@Snow Leopard Folic acid is not folate.
Sorry to be picky but...
Folate indicates a collection of "folates" that is not chemically well-characterized, including other members of the family of pteroylglutamates, or mixtures of them, having various levels of reduction of the pteridine ring, one-carbon substitutions and different numbers of glutamate residues.
( https://en.wikipedia.org/wiki/Folic_acid )
I think what you mean is that synthetic folic acid is not as good as dietary folate or the reduced form of folate, MTHF.

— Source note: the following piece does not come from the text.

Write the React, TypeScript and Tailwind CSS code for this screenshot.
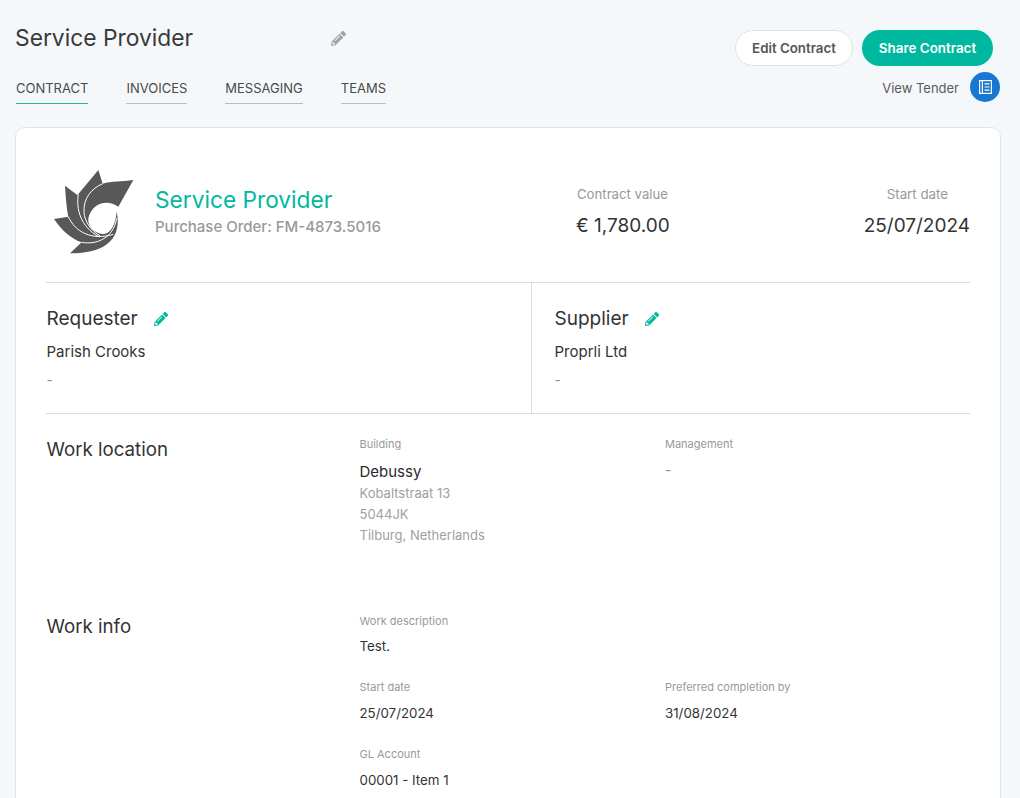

Each different form of folate (eg: synthetic folic acid, DHF, folinic acid, THF etc...) requires a number of different enzymatic steps to be turned into the reduced active form (MTHF), and the synthetic form Is the one requiring more of these steps.
People with slow folate metabolism (MTHFR 677 defect) may need to use more active form of folate (folinic, 5-MTHF) but I don't think this has to be taken as an absolute proposition.
There's plenty of people with MTHFR mutations that have no folate issues just by keeping a decent diet. I am MTHFR homozygous and have suffered very high homocysteine. Before knowing about the defect I was given the regular "horrible" folic acid and yet my homocysteine went down pretty quickly.
Some of the claims about MTHFR and methyl-folate seem quite hyperbolic to me, although it certainly make sense to check for possible known mutations and correct the issue.